>> begin Recorded information

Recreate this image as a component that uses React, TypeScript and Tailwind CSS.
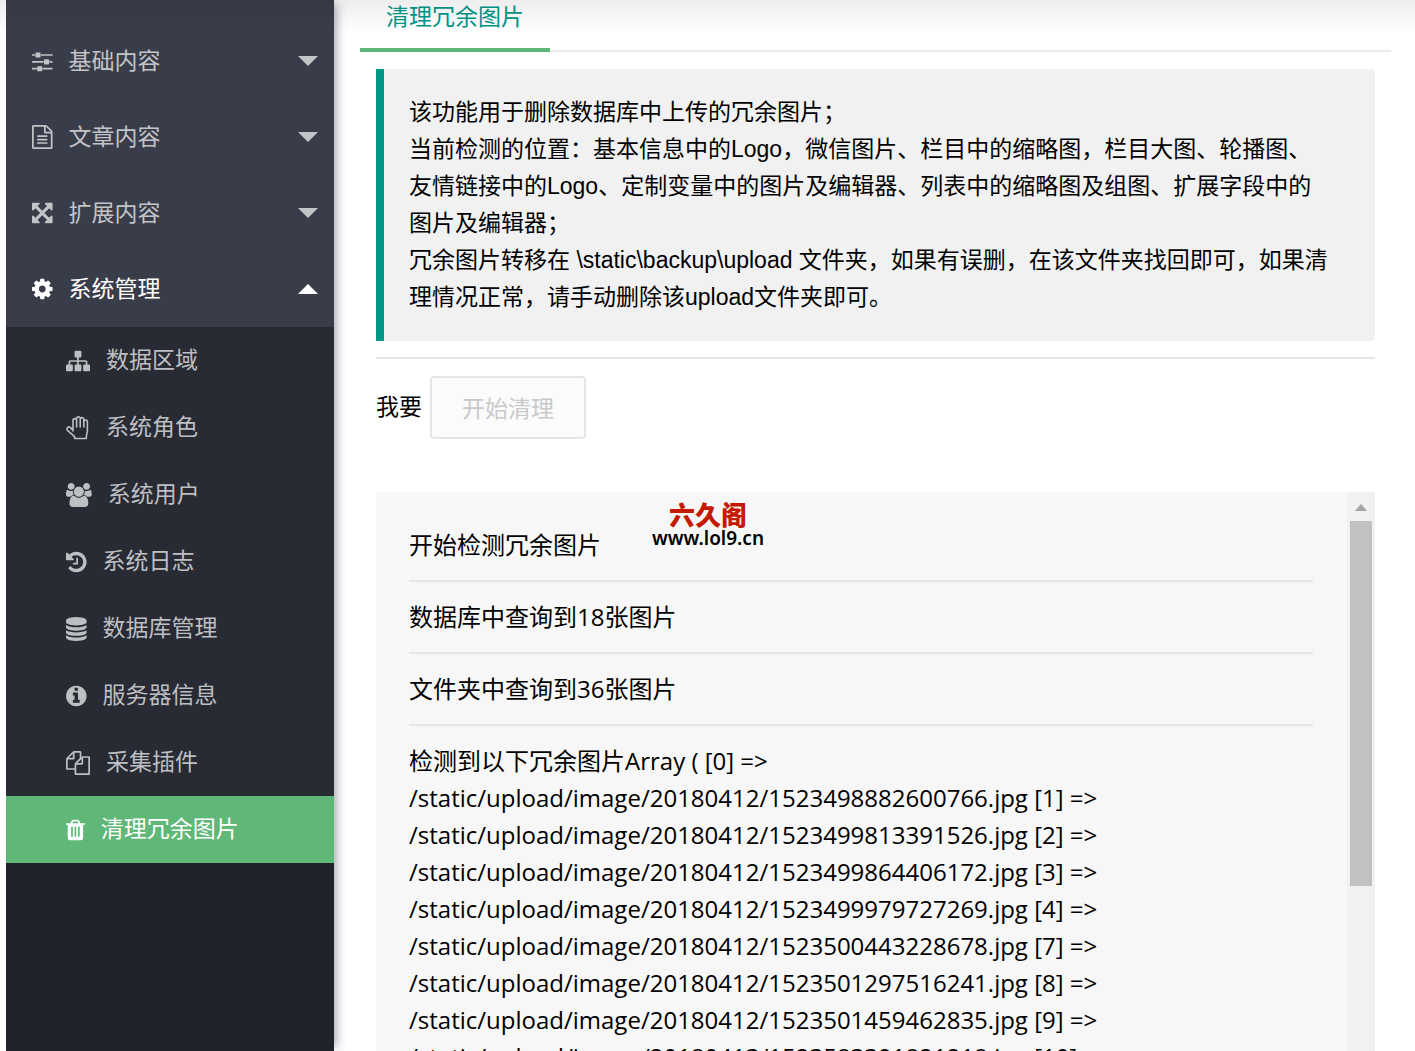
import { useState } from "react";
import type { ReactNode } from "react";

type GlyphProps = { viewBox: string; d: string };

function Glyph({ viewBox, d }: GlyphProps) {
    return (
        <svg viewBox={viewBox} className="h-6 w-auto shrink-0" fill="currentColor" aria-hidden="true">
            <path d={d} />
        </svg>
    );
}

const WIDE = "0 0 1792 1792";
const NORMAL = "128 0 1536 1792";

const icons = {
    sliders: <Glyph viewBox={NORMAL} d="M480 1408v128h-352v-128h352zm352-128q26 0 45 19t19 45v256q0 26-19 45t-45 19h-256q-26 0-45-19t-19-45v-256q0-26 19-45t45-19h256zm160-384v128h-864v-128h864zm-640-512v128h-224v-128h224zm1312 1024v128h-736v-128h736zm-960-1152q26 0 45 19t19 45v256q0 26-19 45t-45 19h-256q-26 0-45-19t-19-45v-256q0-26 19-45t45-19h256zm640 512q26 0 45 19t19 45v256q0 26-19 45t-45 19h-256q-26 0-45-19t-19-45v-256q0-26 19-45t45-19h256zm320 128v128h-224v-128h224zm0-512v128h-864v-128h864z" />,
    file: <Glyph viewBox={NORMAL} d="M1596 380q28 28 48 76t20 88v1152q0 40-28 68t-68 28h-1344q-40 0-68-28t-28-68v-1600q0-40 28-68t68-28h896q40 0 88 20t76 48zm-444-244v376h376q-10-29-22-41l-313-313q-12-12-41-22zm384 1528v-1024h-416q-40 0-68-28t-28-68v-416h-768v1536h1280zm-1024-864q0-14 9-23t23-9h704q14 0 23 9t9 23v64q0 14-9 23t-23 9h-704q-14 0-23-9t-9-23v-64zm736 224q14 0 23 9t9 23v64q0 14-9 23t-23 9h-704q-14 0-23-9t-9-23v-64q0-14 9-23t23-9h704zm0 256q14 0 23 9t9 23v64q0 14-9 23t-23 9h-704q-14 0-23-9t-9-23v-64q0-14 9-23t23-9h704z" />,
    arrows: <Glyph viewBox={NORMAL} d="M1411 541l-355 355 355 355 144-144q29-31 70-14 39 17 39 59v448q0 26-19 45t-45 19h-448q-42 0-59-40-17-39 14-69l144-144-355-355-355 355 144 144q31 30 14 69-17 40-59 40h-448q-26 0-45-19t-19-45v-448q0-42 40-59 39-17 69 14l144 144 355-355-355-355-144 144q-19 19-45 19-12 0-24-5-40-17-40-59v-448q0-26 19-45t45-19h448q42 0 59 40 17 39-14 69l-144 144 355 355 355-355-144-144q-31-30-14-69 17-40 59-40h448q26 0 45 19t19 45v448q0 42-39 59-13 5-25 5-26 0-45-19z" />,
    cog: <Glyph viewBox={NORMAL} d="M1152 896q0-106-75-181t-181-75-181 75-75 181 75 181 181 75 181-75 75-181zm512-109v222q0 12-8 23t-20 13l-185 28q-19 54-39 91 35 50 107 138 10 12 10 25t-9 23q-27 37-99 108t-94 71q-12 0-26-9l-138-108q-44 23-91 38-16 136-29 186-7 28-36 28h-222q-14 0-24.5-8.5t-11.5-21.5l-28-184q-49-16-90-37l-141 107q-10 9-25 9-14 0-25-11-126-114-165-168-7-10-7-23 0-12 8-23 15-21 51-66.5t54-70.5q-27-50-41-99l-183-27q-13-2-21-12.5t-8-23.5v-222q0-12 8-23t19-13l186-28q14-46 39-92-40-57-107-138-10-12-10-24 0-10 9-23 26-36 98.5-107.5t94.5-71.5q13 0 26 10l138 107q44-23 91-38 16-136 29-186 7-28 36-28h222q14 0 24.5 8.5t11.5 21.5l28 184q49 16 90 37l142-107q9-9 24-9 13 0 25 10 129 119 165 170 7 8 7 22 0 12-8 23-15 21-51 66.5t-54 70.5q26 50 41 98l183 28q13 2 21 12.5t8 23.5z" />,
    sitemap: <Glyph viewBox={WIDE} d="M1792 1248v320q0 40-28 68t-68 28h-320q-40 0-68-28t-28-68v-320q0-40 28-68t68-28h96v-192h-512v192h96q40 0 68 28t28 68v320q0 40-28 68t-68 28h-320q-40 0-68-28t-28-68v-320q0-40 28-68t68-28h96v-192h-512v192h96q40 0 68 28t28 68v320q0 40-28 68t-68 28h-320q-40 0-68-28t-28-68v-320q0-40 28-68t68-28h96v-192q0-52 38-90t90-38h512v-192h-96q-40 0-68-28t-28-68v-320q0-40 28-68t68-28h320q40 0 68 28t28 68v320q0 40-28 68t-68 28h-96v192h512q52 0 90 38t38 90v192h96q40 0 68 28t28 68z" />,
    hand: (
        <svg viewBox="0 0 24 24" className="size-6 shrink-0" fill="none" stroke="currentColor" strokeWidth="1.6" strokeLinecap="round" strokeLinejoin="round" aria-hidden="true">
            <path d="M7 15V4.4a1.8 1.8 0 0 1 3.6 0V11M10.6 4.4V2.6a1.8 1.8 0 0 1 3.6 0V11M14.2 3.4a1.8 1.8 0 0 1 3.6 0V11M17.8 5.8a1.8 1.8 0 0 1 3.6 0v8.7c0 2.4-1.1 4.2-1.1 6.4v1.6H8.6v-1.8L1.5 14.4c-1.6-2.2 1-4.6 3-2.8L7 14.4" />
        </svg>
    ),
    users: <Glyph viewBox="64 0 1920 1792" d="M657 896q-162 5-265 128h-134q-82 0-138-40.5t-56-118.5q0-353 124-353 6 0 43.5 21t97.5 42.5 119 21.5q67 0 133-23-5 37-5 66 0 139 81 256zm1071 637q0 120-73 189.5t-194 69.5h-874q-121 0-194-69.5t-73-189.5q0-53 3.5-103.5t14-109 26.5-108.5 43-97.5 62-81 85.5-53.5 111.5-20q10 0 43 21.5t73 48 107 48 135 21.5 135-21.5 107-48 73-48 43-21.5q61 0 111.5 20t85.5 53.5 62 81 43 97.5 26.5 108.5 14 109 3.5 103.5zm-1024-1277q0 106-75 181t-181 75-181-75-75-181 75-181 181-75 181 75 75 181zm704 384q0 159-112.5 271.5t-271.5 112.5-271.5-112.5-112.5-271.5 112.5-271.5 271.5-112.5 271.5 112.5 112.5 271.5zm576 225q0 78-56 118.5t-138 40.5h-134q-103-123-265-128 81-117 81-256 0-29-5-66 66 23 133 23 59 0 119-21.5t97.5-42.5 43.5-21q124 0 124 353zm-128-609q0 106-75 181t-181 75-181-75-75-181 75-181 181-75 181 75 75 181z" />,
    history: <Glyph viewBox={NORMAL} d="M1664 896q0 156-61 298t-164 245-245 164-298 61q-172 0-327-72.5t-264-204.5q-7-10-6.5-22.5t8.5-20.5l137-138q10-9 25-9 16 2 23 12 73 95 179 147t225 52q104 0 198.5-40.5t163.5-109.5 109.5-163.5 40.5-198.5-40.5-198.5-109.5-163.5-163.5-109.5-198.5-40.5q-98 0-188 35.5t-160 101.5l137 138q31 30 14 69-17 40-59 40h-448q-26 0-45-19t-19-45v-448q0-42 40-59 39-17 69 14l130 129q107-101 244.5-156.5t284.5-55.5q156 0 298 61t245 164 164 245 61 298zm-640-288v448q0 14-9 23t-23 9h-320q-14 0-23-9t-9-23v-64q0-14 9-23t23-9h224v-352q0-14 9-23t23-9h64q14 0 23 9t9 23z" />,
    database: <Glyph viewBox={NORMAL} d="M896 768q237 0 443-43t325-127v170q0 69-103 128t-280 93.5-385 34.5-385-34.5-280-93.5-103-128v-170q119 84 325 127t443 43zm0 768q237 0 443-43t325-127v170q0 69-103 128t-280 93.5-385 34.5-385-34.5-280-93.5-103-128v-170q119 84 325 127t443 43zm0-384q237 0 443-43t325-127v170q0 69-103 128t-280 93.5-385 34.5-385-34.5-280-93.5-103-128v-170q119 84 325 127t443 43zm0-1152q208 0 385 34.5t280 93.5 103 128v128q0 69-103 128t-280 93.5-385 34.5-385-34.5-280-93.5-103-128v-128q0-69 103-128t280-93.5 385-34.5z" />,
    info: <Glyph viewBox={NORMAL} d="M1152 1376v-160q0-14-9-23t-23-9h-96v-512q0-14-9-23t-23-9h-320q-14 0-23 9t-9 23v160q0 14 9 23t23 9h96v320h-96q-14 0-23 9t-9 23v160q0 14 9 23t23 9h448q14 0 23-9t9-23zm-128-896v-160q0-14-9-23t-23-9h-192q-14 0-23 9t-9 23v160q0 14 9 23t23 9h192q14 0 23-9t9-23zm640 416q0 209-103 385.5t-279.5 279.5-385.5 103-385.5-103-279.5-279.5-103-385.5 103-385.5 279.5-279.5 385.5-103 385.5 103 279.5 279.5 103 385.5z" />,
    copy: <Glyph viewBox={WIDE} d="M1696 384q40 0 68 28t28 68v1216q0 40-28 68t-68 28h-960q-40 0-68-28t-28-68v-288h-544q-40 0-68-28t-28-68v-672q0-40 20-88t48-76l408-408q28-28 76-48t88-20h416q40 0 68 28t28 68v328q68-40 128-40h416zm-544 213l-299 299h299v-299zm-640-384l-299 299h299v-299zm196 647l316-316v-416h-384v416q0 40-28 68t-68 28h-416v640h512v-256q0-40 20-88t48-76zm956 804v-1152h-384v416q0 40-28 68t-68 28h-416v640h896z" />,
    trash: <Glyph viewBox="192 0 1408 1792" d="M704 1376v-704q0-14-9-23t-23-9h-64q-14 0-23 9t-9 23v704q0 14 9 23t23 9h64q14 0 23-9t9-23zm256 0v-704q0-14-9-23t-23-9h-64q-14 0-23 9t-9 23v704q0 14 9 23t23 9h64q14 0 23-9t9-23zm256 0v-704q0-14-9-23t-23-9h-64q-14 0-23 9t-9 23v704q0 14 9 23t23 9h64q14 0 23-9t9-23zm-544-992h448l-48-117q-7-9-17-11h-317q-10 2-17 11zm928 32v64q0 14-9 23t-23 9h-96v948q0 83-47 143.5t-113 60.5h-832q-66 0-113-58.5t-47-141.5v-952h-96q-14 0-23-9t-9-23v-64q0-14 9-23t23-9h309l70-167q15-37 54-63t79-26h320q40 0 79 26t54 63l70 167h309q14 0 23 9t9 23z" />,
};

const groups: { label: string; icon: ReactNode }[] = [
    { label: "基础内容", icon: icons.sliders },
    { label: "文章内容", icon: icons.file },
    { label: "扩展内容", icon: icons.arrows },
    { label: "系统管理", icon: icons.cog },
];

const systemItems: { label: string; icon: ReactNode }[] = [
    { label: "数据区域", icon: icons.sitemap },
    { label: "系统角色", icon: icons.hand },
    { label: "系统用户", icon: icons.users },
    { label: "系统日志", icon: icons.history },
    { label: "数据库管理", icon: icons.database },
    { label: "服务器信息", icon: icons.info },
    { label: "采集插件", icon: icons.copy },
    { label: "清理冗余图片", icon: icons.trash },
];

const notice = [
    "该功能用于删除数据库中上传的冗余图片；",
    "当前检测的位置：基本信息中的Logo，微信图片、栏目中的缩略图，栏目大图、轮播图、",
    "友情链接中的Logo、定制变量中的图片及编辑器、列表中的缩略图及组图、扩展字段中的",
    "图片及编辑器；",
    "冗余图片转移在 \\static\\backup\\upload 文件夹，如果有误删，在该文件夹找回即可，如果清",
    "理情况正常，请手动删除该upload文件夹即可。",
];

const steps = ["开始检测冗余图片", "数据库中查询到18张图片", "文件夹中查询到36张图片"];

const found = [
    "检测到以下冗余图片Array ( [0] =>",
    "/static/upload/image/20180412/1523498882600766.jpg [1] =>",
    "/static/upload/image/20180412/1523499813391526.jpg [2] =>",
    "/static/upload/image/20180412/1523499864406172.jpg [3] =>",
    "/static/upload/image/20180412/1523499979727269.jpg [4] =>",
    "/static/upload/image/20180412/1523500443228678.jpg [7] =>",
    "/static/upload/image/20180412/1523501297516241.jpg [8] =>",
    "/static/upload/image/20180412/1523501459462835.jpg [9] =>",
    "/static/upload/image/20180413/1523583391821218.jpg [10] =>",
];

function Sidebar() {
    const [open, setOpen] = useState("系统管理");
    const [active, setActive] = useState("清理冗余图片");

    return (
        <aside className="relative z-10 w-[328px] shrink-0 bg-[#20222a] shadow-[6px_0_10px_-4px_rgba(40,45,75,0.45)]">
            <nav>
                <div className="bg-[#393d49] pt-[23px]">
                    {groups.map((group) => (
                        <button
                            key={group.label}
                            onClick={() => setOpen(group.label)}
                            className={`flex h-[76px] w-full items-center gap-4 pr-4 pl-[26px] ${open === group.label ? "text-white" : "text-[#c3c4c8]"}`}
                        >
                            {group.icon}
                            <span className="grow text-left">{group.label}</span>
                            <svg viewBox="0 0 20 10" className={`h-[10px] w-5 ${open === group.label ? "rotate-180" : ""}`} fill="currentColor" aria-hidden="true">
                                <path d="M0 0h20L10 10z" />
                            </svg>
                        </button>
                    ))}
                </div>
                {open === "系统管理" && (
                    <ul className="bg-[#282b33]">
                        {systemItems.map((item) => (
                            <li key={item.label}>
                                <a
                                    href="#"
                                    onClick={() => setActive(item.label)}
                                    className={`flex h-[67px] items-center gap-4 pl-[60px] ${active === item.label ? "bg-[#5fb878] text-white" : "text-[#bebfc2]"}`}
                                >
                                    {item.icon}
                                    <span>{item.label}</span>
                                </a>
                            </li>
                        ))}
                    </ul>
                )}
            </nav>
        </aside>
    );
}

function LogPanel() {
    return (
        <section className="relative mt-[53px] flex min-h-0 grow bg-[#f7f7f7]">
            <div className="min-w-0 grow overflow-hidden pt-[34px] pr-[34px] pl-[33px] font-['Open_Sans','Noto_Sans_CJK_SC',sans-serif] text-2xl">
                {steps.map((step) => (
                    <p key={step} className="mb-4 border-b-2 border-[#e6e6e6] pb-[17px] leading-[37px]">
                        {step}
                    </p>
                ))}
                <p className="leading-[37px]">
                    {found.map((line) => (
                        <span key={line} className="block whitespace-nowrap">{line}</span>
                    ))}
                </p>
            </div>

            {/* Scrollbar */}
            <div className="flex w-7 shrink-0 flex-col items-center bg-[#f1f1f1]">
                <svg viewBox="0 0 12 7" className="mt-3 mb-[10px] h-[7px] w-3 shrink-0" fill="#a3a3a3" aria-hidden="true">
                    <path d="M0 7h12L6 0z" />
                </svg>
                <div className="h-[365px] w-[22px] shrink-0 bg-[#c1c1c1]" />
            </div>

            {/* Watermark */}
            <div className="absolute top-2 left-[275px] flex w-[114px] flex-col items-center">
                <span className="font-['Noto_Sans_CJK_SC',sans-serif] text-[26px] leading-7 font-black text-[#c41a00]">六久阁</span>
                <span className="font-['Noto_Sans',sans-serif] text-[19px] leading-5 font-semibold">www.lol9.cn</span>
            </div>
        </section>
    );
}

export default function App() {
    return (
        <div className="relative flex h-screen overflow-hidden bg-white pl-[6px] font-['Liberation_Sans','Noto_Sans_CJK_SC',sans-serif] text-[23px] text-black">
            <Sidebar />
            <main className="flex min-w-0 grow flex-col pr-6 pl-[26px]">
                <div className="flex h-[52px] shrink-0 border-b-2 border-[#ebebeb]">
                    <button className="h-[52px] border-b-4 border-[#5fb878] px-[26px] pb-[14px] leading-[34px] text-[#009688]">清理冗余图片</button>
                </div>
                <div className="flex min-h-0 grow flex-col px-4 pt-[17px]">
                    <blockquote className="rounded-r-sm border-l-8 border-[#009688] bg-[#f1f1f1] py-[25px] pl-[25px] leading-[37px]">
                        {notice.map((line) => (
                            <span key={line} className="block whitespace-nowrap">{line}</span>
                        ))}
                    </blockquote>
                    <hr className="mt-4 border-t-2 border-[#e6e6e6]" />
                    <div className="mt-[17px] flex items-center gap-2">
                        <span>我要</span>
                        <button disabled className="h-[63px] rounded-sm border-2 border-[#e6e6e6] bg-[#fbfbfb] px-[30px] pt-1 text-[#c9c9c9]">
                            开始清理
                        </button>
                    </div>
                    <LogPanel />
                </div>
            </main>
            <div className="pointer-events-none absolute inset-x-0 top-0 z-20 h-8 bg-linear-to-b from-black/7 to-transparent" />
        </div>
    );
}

>> end Recorded information

→ **The task**:
Up to and including the line containing "string; d: string", repeat every line from the start of the data, but none of the pictures.

→ **The result**:
Recreate this image as a component that uses React, TypeScript and Tailwind CSS.
import { useState } from "react";
import type { ReactNode } from "react";

type GlyphProps = { viewBox: string; d: string };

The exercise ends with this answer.